Dude, take it easy on him. And a 28 isn't that good of a score. And, most importantly, he's said he's had jobs, but he can't keep them. Moreover, he says he's happy living this way and just needs help getting chicks.
A lot of people think getting chicks requires money. They're wrong. Getting HOT chicks requires money. What you need to focus on right now is getting anything warm and pink. And you CAN do that, you just need to learn to play your cards right.
There are a ton of things you can do here, but I think we should attack the low hanging fruit FIRST --and if that doesn't work, I'll be here to provide more guidance. It's important that you channel your resilience and do not give up hope.
So anyways, being generous, I'm going to give you TWO options here.
1. Instrument; or
2. Dog.
Instrument is preferable to a dog for obvious reasons. If the reasons aren't clear, it's because dogs are hard to take care of and you can hardly take care of yourself.
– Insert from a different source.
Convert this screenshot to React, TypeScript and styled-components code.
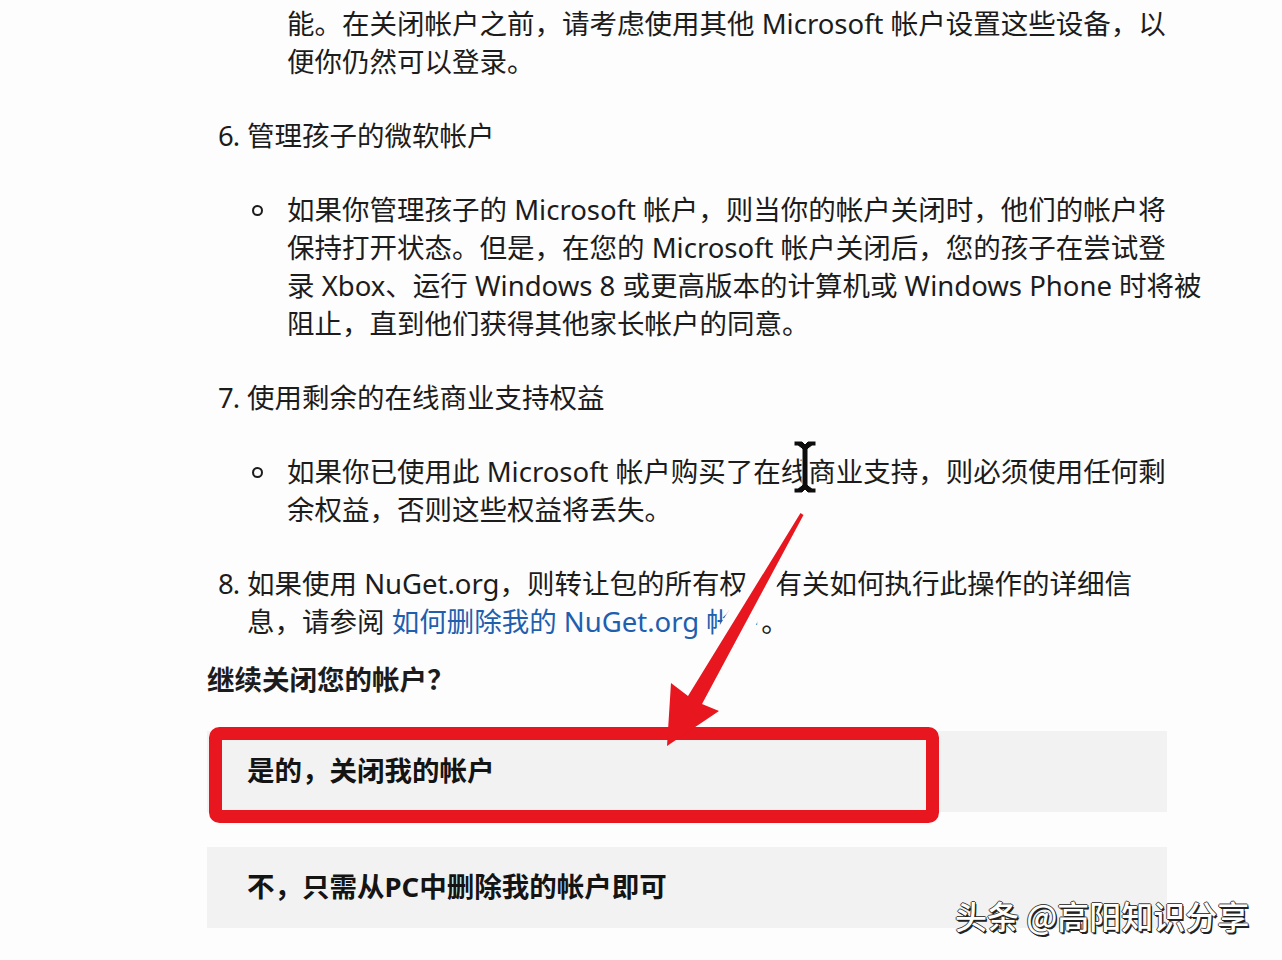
import React from 'react';
import styled, { createGlobalStyle } from 'styled-components';

const GlobalStyle = createGlobalStyle`
  html, body {
    margin: 0;
    padding: 0;
    background: #fdfdfe;
  }
  body {
    font-family: "Noto Sans", "Noto Sans CJK SC", sans-serif;
    color: #1c1c1c;
  }
`;

const Page = styled.div`
  position: relative;
  width: 1282px;
  height: 960px;
  overflow: hidden;
  background: #fdfdfe;
  font-size: 27.5px;
  line-height: 38px;
`;

const Article = styled.div`
  display: flex;
  flex-direction: column;
  gap: 36px;
  padding: 5px 0 0 218px;
`;

const Step = styled.div`
  display: grid;
  grid-template-columns: 29px 1fr;
  white-space: nowrap;
`;

const StepNumber = styled.span`
  letter-spacing: -1px;
`;

const StepBody = styled.div`
  display: flex;
  flex-direction: column;
  gap: 36px;
`;

const SubItem = styled.div<{ $bullet?: boolean }>`
  position: relative;
  padding-left: ${(p) => (p.$bullet ? 40 : 69)}px;
  white-space: nowrap;

  &::before {
    content: '';
    display: ${(p) => (p.$bullet ? 'block' : 'none')};
    position: absolute;
    left: 5px;
    top: 14px;
    width: 7px;
    height: 7px;
    border: 2px solid #1c1c1c;
    border-radius: 50%;
  }
`;

const Link = styled.a`
  color: #1f5fae;
  text-decoration: none;
`;

const Question = styled.h3`
  margin: 20px 0 0 207px;
  font-size: 27.5px;
  line-height: 38px;
  font-weight: 700;
`;

const Choices = styled.div`
  display: flex;
  flex-direction: column;
  gap: 35px;
  margin: 32px 0 0 207px;
  width: 960px;
`;

const Choice = styled.button`
  display: flex;
  align-items: center;
  height: 81px;
  padding: 0 0 6px 40px;
  border: none;
  background: #f2f2f3;
  font-family: inherit;
  font-size: 27.5px;
  font-weight: 700;
  color: #141414;
  text-align: left;
  cursor: pointer;
`;

const Watermark = styled.div`
  position: absolute;
  left: 955px;
  top: 895px;
  font-family: "Noto Sans CJK SC", sans-serif;
  font-size: 32px;
  font-weight: 500;
  line-height: 40px;
  color: #ffffff;
  white-space: nowrap;
  text-shadow: 1.5px 1.5px 0 #222, -1px 0 0 #444, 0 -1px 0 #444, 1px 0 0 #222,
    0 1px 0 #222;
`;

const Annotation = styled.svg`
  position: absolute;
  inset: 0;
  pointer-events: none;
`;

const arrowPoints =
  '800.5,513 803.5,515 702,704 719,711 667,746 671,683 688,696';

export default function App() {
  return (
    <>
      <GlobalStyle />
      <Page>
        <Article>
          <SubItem>
            能。在关闭帐户之前，请考虑使用其他 Microsoft 帐户设置这些设备，以
            <br />
            便你仍然可以登录。
          </SubItem>

          <Step>
            <StepNumber>6.</StepNumber>
            <StepBody>
              <span>管理孩子的微软帐户</span>
              <SubItem $bullet>
                如果你管理孩子的 Microsoft 帐户，则当你的帐户关闭时，他们的帐户将
                <br />
                保持打开状态。但是，在您的 Microsoft 帐户关闭后，您的孩子在尝试登
                <br />
                录 Xbox、运行 Windows 8 或更高版本的计算机或 Windows Phone 时将被
                <br />
                阻止，直到他们获得其他家长帐户的同意。
              </SubItem>
            </StepBody>
          </Step>

          <Step>
            <StepNumber>7.</StepNumber>
            <StepBody>
              <span>使用剩余的在线商业支持权益</span>
              <SubItem $bullet>
                如果你已使用此 Microsoft 帐户购买了在线商业支持，则必须使用任何剩
                <br />
                余权益，否则这些权益将丢失。
              </SubItem>
            </StepBody>
          </Step>

          <Step>
            <StepNumber>8.</StepNumber>
            <StepBody>
              <span>
                如果使用 NuGet.org，则转让包的所有权。有关如何执行此操作的详细信
                <br />
                息，请参阅 <Link href="#">如何删除我的 NuGet.org 帐户</Link>。
              </span>
            </StepBody>
          </Step>
        </Article>

        <Question>继续关闭您的帐户？</Question>

        <Choices>
          <Choice>是的，关闭我的帐户</Choice>
          <Choice>不，只需从PC中删除我的帐户即可</Choice>
        </Choices>

        <Watermark>头条 @高阳知识分享</Watermark>

        <Annotation width="1282" height="960" viewBox="0 0 1282 960">
          <defs>
            <clipPath id="haloClip">
              <rect x="0" y="0" width="1282" height="700" />
            </clipPath>
          </defs>
          <polygon
            points={arrowPoints}
            fill="#fdfdfe"
            stroke="#fdfdfe"
            strokeWidth="20"
            strokeLinejoin="round"
            clipPath="url(#haloClip)"
          />
          <rect
            x="215.5"
            y="733.5"
            width="717"
            height="83"
            rx="4"
            fill="none"
            stroke="#e8161f"
            strokeWidth="13"
          />
          <polygon points={arrowPoints} fill="#e8161f" />
          <path
            d="M794 441 h8 l3 3 l3 -3 h8 v5 h-4 l-4 3 v36 l4 3 h4 v5 h-8 l-3 -3 l-3 3 h-8 v-5 h4 l4 -3 v-36 l-4 -3 h-4 z"
            fill="#0d0d0d"
            stroke="#fff"
            strokeWidth="1"
          />
        </Annotation>
      </Page>
    </>
  );
}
Instruments too need to be taken care of, but not to the same degree as dogs.
Now, before you say, "I don't know how to play an instrument", let me tell you, you have a ton of time to learn how to play one, and you don't even need to learn to play that well to get warm chicks. If you just learn 4 or 5 songs, you'll be good. One GREAT trick is doing acoustic (well, obviously since you live in a van!) covers of originally faster/heavier music, like rap! Think, Can't Hang performing "The Remix to Ignition." If you can learn to play popular music on your guitar, outside your van in Austin, I have no doubt you'll be able to get the attention of a warm chick. And once you have her attention, you just need to tell her that you love having her around and you'll keep playing.
BONUS points can come if you ASK her (never TELL) to take a turn playing. After her song is over, take her to get Machiatos or whatever hipsters drink for caffeine, and tell her about your life as a recluse. With this method you, you should be able to meet about 4 warm girls a week (if you permform outside everyday), of which 25%+ will become interested enough to enter your stabbin' van. And then game on.
Or, get a cute dog.
PS: I know you don't do drugs, but if you find that you're having trouble getting women into your stabbin' van, you might consider the "this Machiato was great, really makes me want to smoke a spliff; care to join?" technique.